Opinión

Postal con lluvia

Llueve en Caracas –no igual que hace escasas añadas– y el cielo sombrío se achica, supura, se retuerce y los nubarrones crean entre las calles un río expandido en docenas de manantiales.
En un instante la ciudad se vuelve baldía; los recogelatas hacen su mesada entre los charcos y las bolsas de basura desparramadas. Tras los visillos de una ventana, ramas de jade y una maceta con gruesas hojas perennes de sábila o aloe vera en las islas del Caribe, hay miradas que recuerdan tardes de estío y un vestido estampado cuelga oliendo a alcanfor.
En el bulevar un niño sopla un barco de papel mientras otro, con piedrecillas, levanta un puente de arcadas.
Hay una enana niña llorando en sus zapatitos de charol con hebillas de nácar, mientras un grupo de hormigas brumosas van en hilera, una tras otra, como la propia vida cuando se la aguijonea, subiendo hacia un muro de cascajillo donde una mano traviesa escribió: “¡Coromoto, te amo!”.
El agua de lluvia ha comenzado a borrar las palabras y ahora solamente se leen sílabas sueltas que nada dicen -“Un amor que se va. ¡Cuántos se han ido!”, matizó el poeta- mientras un borrachín va gritando bajo las sempiternas gotas: “¡Viva la revolución!”, sin añadir el nombre de una de las tantas batallas de muertes, llagas y lágrimas que han surgido en estas honduras bolivarianas. 

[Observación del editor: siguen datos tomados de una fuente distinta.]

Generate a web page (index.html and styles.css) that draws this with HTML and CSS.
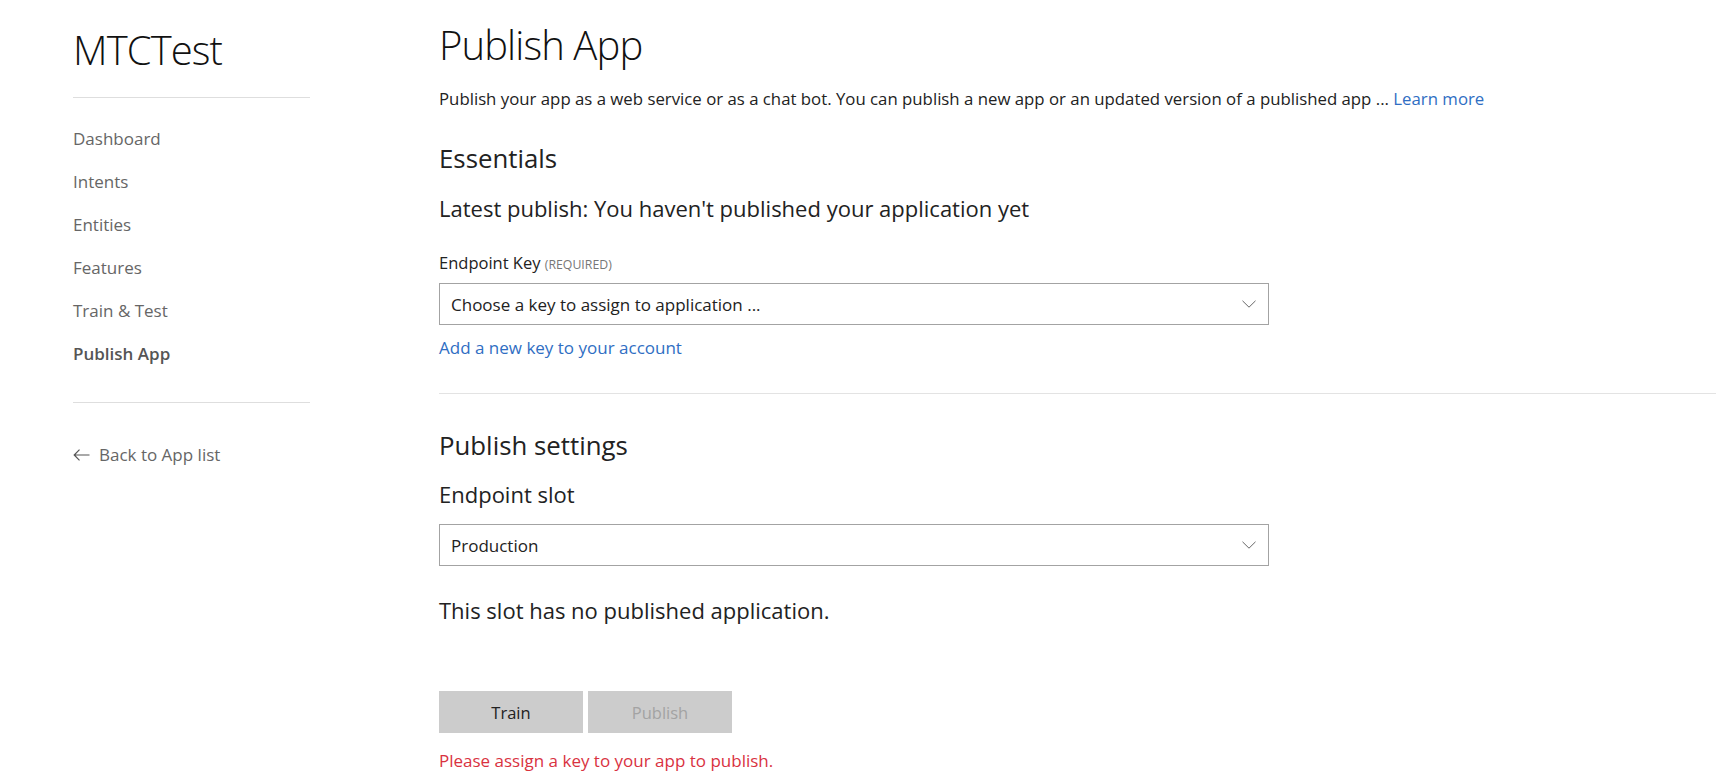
FILE: index.html
```html
<!DOCTYPE html>
<html lang="en">
<head>
<meta charset="utf-8">
<title>Publish App</title>
<link rel="stylesheet" href="styles.css">
</head>
<body>
<div class="app">
  <aside class="sidebar">
    <div class="app-name">MTCTest</div>
    <hr class="side-rule">
    <nav class="nav">
      <a class="nav-item">Dashboard</a>
      <a class="nav-item">Intents</a>
      <a class="nav-item">Entities</a>
      <a class="nav-item">Features</a>
      <a class="nav-item">Train &amp; Test</a>
      <a class="nav-item active">Publish App</a>
    </nav>
    <hr class="side-rule second">
    <a class="back">
      <svg class="back-icon" width="17" height="12" viewBox="0 0 17 12"><path d="M16.5 6H1.2M6.5 0.7L1.2 6l5.3 5.3" fill="none" stroke="#555" stroke-width="1.2"/></svg>
      <span>Back to App list</span>
    </a>
  </aside>
  <main class="main">
    <h1 class="page-title">Publish App</h1>
    <p class="intro">Publish your app as a web service or as a chat bot. You can publish a new app or an updated version of a published app ... <a class="link">Learn more</a></p>
    <h2 class="section-title">Essentials</h2>
    <div class="subhead">Latest publish: You haven't published your application yet</div>
    <div class="field-label">Endpoint Key <span class="req">(REQUIRED)</span></div>
    <div class="select">
      <span>Choose a key to assign to application ...</span>
      <svg class="chev" width="14" height="8" viewBox="0 0 14 8"><path d="M0.5 0.8L7 7.2l6.5-6.4" fill="none" stroke="#666" stroke-width="1"/></svg>
    </div>
    <a class="link add-key">Add a new key to your account</a>
    <hr class="main-rule">
    <h2 class="section-title settings">Publish settings</h2>
    <div class="subhead slot-label">Endpoint slot</div>
    <div class="select slot-select">
      <span>Production</span>
      <svg class="chev" width="14" height="8" viewBox="0 0 14 8"><path d="M0.5 0.8L7 7.2l6.5-6.4" fill="none" stroke="#666" stroke-width="1"/></svg>
    </div>
    <div class="subhead status">This slot has no published application.</div>
    <div class="actions">
      <button class="btn">Train</button>
      <button class="btn disabled">Publish</button>
    </div>
    <div class="error">Please assign a key to your app to publish.</div>
  </main>
</div>
</body>
</html>
```
FILE: styles.css
```css
html, body {
  margin: 0;
  padding: 0;
  background: #fff;
}
body {
  font-family: "Open Sans", "Noto Sans", sans-serif;
  color: #222;
  overflow: hidden;
}
.app {
  display: flex;
  align-items: flex-start;
}
.sidebar {
  width: 237px;
  margin-left: 73px;
  flex: none;
}
.app-name {
  font-size: 40px;
  font-weight: 300;
  line-height: 42px;
  padding-top: 29px;
  color: #111;
  letter-spacing: -0.9px;
}
.side-rule {
  border: 0;
  border-top: 1px solid #dedede;
  margin: 26px 0 0;
}
.side-rule.second {
  margin-top: 27px;
}
.nav {
  display: flex;
  flex-direction: column;
  margin-top: 19px;
}
.nav-item {
  font-size: 17px;
  line-height: 43px;
  color: #666;
}
.nav-item.active {
  font-weight: 600;
  color: #555;
}
.back {
  display: flex;
  align-items: center;
  gap: 9px;
  margin-top: 30px;
  font-size: 17px;
  line-height: 43px;
  color: #666;
}
.main {
  flex: 1;
  margin-left: 129px;
  padding-top: 20px;
}
.page-title {
  margin: 0;
  font-size: 40px;
  font-weight: 300;
  line-height: 50px;
  color: #111;
  letter-spacing: -0.9px;
}
.intro {
  margin: 17px 0 0;
  font-size: 16.8px;
  line-height: 24px;
  color: #222;
}
.link {
  color: #2f6ec3;
}
.section-title {
  margin: 30px 0 0;
  font-size: 25.8px;
  font-weight: 400;
  line-height: 34px;
  color: #222;
}
.subhead {
  margin-top: 18px;
  font-size: 22px;
  line-height: 30px;
  color: #222;
}
.field-label {
  margin-top: 29px;
  font-size: 16.5px;
  line-height: 22px;
  color: #222;
}
.req {
  font-size: 12.3px;
  color: #777;
}
.select {
  margin-top: 7px;
  width: 830px;
  height: 42px;
  box-sizing: border-box;
  border: 1px solid #a3a3a3;
  display: flex;
  align-items: center;
  justify-content: space-between;
  padding: 0 12px 0 11px;
  font-size: 17px;
  color: #222;
}
.chev {
  display: block;
}
.add-key {
  display: block;
  margin-top: 12px;
  font-size: 17px;
  line-height: 22px;
}
.main-rule {
  border: 0;
  border-top: 1px solid #e3e3e3;
  margin: 34px 0 0;
}
.section-title.settings {
  margin-top: 34px;
}
.slot-label {
  margin-top: 17px;
}
.slot-select {
  margin-top: 15px;
}
.status {
  margin-top: 29px;
}
.actions {
  display: flex;
  gap: 5px;
  margin-top: 66px;
}
.btn {
  width: 144px;
  height: 42px;
  border: 0;
  background: #cccccc;
  font-family: inherit;
  font-size: 16.5px;
  color: #222;
  padding: 0;
}
.btn.disabled {
  color: #a3a3a3;
}
.error {
  margin-top: 17px;
  font-size: 17px;
  line-height: 22px;
  color: #d9323f;
}
```
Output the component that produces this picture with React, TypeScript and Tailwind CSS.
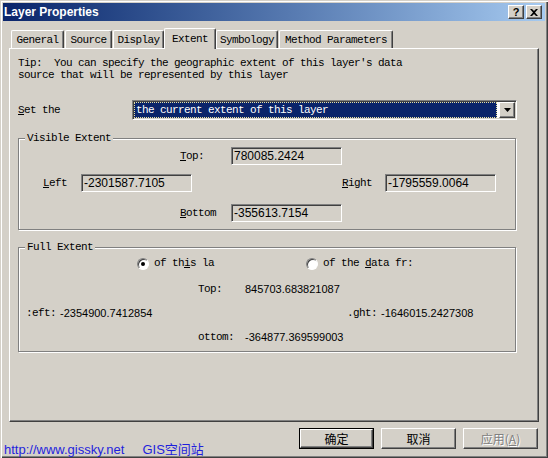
import React from "react";

const mono = { fontFamily: '"Liberation Mono", "Noto Sans CJK SC", monospace', fontSize: "11px", letterSpacing: "-0.6px" } as React.CSSProperties;

const sunken =
  "border border-t-[#808080] border-l-[#808080] border-b-white border-r-white shadow-[inset_1px_1px_0_#404040,inset_-1px_-1px_0_#d4d0c8]";
const raised =
  "border border-t-white border-l-white border-r-[#404040] border-b-[#404040] shadow-[inset_-1px_-1px_0_#808080,inset_1px_1px_0_#d4d0c8]";

function Field({ value, w = "w-[111px]" }: { value: string; w?: string }) {
  return (
    <div className={`${sunken} ${w} h-[18px] bg-[#d4d0c8] flex items-center pl-[2px] font-['Liberation_Sans',sans-serif] text-[12px] text-black leading-none`}>
      {value}
    </div>
  );
}

function Tab({ label, w, ml, active }: { label: string; w: string; ml: string; active?: boolean }) {
  return (
    <div
      className={`${w} ${ml} ${active ? "h-[21px] mb-[-1px] relative z-10 pt-[2px]" : "h-[18px] pt-[1px]"} border-l border-t border-l-white border-t-white border-r border-r-[#404040] shadow-[inset_-1px_0_0_#808080] bg-[#d4d0c8] flex items-start justify-center rounded-t-[2px]`}
      style={mono}
    >
      <span className="leading-[16px]">{label}</span>
    </div>
  );
}

function Radio({ checked }: { checked?: boolean }) {
  return (
    <div className="w-[12px] h-[12px] rounded-full bg-white border border-t-[#808080] border-l-[#808080] border-b-white border-r-white shadow-[inset_1px_1px_0_#404040] flex items-center justify-center">
      {checked && <div className="w-[4px] h-[4px] rounded-full bg-black" />}
    </div>
  );
}

function Group({ title, h, mt, children }: { title: string; h: string; mt: string; children: React.ReactNode }) {
  return (
    <div className={`relative ml-[8px] w-[498px] ${h} ${mt} border border-[#808080] shadow-[1px_1px_0_white,inset_1px_1px_0_white]`}>
      <div className="absolute left-[6px] top-[-7px] bg-[#d4d0c8] px-[2px] leading-[12px]" style={mono}>
        {title}
      </div>
      {children}
    </div>
  );
}

export default function App() {
  return (
    <div className="w-[548px] h-[458px] overflow-hidden bg-[#d4d0c8] pt-[3px] px-[3px] flex flex-col shadow-[inset_1px_1px_0_#d4d0c8,inset_2px_2px_0_white,inset_-1px_-1px_0_#404040,inset_-2px_-2px_0_#808080] text-black">
      {/* Title bar */}
      <div className="h-[18px] shrink-0 bg-gradient-to-r from-[#0a246a] to-[#a6caf0] flex items-center pl-[1px] pr-[3px]">
        <span className="text-white font-bold text-[12px] font-['Liberation_Sans',sans-serif] leading-none">Layer Properties</span>
        <div className="ml-auto flex gap-[2px]">
          <div className={`${raised} w-[16px] h-[14px] bg-[#d4d0c8] flex items-center justify-center font-bold text-[11px] font-['Liberation_Sans',sans-serif] leading-none`}>?</div>
          <div className={`${raised} w-[16px] h-[14px] bg-[#d4d0c8] flex items-center justify-center`}>
            <svg width="8" height="7" viewBox="0 0 8 7">
              <path d="M0 0h2l2 2 2-2h2L5 3.5 8 7H6L4 5 2 7H0l3-3.5z" fill="black" />
            </svg>
          </div>
        </div>
      </div>

      {/* Tabs */}
      <div className="mt-[7px] h-[20px] shrink-0 flex items-end pl-[8px]">
        <Tab label="General" w="w-[53px]" ml="ml-0" />
        <Tab label="Source" w="w-[47px]" ml="ml-[1px]" />
        <Tab label="Display" w="w-[51px]" ml="ml-[1px]" />
        <Tab label="Extent" w="w-[52px]" ml="ml-[0px]" active />
        <Tab label="Symbology" w="w-[62px]" ml="ml-[0px]" />
        <Tab label="Method Parameters" w="w-[114px]" ml="ml-[1px]" />
      </div>

      {/* Panel */}
      <div className="ml-[6px] w-[530px] h-[374px] shrink-0 border border-l-white border-t-white border-r-[#404040] border-b-[#404040] shadow-[inset_-1px_-1px_0_#808080] flex flex-col">
        <div className="ml-[8px] mt-[8px] leading-[12px] whitespace-pre" style={mono}>
          {"Tip:  You can specify the geographic extent of this layer's data\nsource that will be represented by this layer"}
        </div>

        <div className="mt-[19px] ml-[8px] flex items-center h-[20px]">
          <div className="w-[114px]" style={mono}>
            <span className="underline">S</span>et the
          </div>
          <div className={`${sunken} w-[385px] h-[20px] bg-white flex p-[1px]`}>
            <div className="flex-1 bg-[#0a246a] text-white border border-dotted border-[#e8e0a0] flex items-center pl-[1px] mr-[2px]" style={mono}>
              the current extent of this layer
            </div>
            <div className={`${raised} w-[16px] h-full bg-[#d4d0c8] flex items-center justify-center`}>
              <svg width="7" height="4" viewBox="0 0 7 4">
                <path d="M0 0h7L3.5 4z" fill="black" />
              </svg>
            </div>
          </div>
        </div>

        <Group title="Visible Extent" h="h-[92px]" mt="mt-[18px]">
          <div className="mt-[8px] pl-[161px] flex items-center">
            <div className="w-[51px]" style={mono}><span className="underline">T</span>op:</div>
            <Field value="780085.2424" />
          </div>
          <div className="mt-[9px] pl-[24px] flex items-center">
            <div className="w-[38px]" style={mono}><span className="underline">L</span>eft</div>
            <Field value="-2301587.7105" />
            <div className="ml-[150px] w-[43px]" style={mono}><span className="underline">R</span>ight</div>
            <Field value="-1795559.0064" />
          </div>
          <div className="mt-[12px] pl-[161px] flex items-center">
            <div className="w-[51px]" style={mono}><span className="underline">B</span>ottom</div>
            <Field value="-355613.7154" />
          </div>
        </Group>

        <Group title="Full Extent" h="h-[105px]" mt="mt-[17px]">
          <div className="mt-[9px] pl-[118px] flex items-center h-[13px]">
            <Radio checked />
            <span className="ml-[5px]" style={mono}>of th<span className="underline">i</span>s la</span>
            <div className="ml-[92px]"><Radio /></div>
            <span className="ml-[5px]" style={mono}>of the <span className="underline">d</span>ata fr:</span>
          </div>
          <div className="mt-[13px] pl-[179px] flex items-center h-[12px]">
            <div className="w-[47px]" style={mono}>Top:</div>
            <span className="font-['Liberation_Sans',sans-serif] text-[11px]">845703.683821087</span>
          </div>
          <div className="mt-[12px] pl-[7px] flex items-center h-[12px]">
            <div className="w-[34px]" style={mono}>:eft:</div>
            <span className="w-[287px] font-['Liberation_Sans',sans-serif] text-[11px]">-2354900.7412854</span>
            <div className="w-[34px]" style={mono}>.ght:</div>
            <span className="font-['Liberation_Sans',sans-serif] text-[11px]">-1646015.2427308</span>
          </div>
          <div className="mt-[12px] pl-[179px] flex items-center h-[12px]">
            <div className="w-[47px]" style={mono}>ottom:</div>
            <span className="font-['Liberation_Sans',sans-serif] text-[11px]">-364877.369599003</span>
          </div>
        </Group>
      </div>

      {/* Bottom row */}
      <div className="flex items-start shrink-0">
        <div className="mt-[21px] ml-[1px] flex text-[13px] leading-[14px] text-[#1f1fdd] font-['Liberation_Sans','Noto_Sans_CJK_SC',sans-serif] whitespace-nowrap">
          <span>http://www.gissky.net</span>
          <span className="ml-[18px]">GIS空间站</span>
        </div>
        <div className="ml-auto mr-[7px] mt-[6px] flex gap-[7px]">
          <div className="border border-black w-[75px] h-[21px]">
            <div className={`${raised} w-full h-full bg-[#d4d0c8] flex items-center justify-center text-[12px] font-['Noto_Sans_CJK_SC',sans-serif] leading-none`}>确定</div>
          </div>
          <div className={`${raised} w-[75px] h-[21px] bg-[#d4d0c8] flex items-center justify-center text-[12px] font-['Noto_Sans_CJK_SC',sans-serif] leading-none`}>取消</div>
          <div className={`${raised} w-[75px] h-[21px] bg-[#d4d0c8] flex items-center justify-center text-[12px] font-['Noto_Sans_CJK_SC',sans-serif] leading-none text-[#808080] [text-shadow:1px_1px_0_white]`}>应用(<span className="underline">A</span>)</div>
        </div>
      </div>
    </div>
  );
}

Los niños se asustan y salen corriendo, el puente de guijarros se cae y el frágil barco de papel se lo lleva resquebrajado el agua. 
El turbión continúa su ritmo como si nada fuera con ella. El portugués venido de una barriada de Oporto, vende guarismos de la lotería anunciando el sortilegio de la suerte.
El escribidor rumia ideas imbuidas en incertidumbres mientras deambula por la ciudad del Guaire mirando como tantos otros días a los seres del Bulevar de Sabana Grande, la mayoría menesterosos, descarnados, presintiendo que cada una de esas personas está moldeada de una sempiterna dejadez.
Con el paso de los años, hemos llegado a comprender cómo el abandono es uno de los espaciosos extravíos del aliento humano. Es descomponer el viento del sequedal sobre surcos de matojos de los más desatendidos. Sucede lo mismo con la esperanza. En ‘La Divina Comedia’ una frase impresa a las puertas del Infierno nos hace temblar: “Los que entréis aquí, perded toda esperanza”.
Fue certero el florentino más lúcido de la Edad Media: conocía la ventolera del alma humana, se embriagó en ella y supo que las más punzantes enfermedades del espíritu son el abandono y el desaliento. A este tenor la indiferencia hacia los más desposeídos.
El que sabe ser indigente, quizás obligado lo sabe todo. ¿Todo? Menos salir de su propio infortunio. 
La lluvia ha parado en seco. En Caracas siempre lo hace. Sobre el valle, a reguardo del Parque Waraira Repano, popularmente llamado ‘El Ávila’, nada cambia, el día se extiende y el aire rezuma olores de frituras al sortilegio de una urbe caribeña inundada de contrastes, al presente desasosegada.
La crisis económica y social ha hecho de este país, cimentado para querer, el reflejo de un cromo caduco.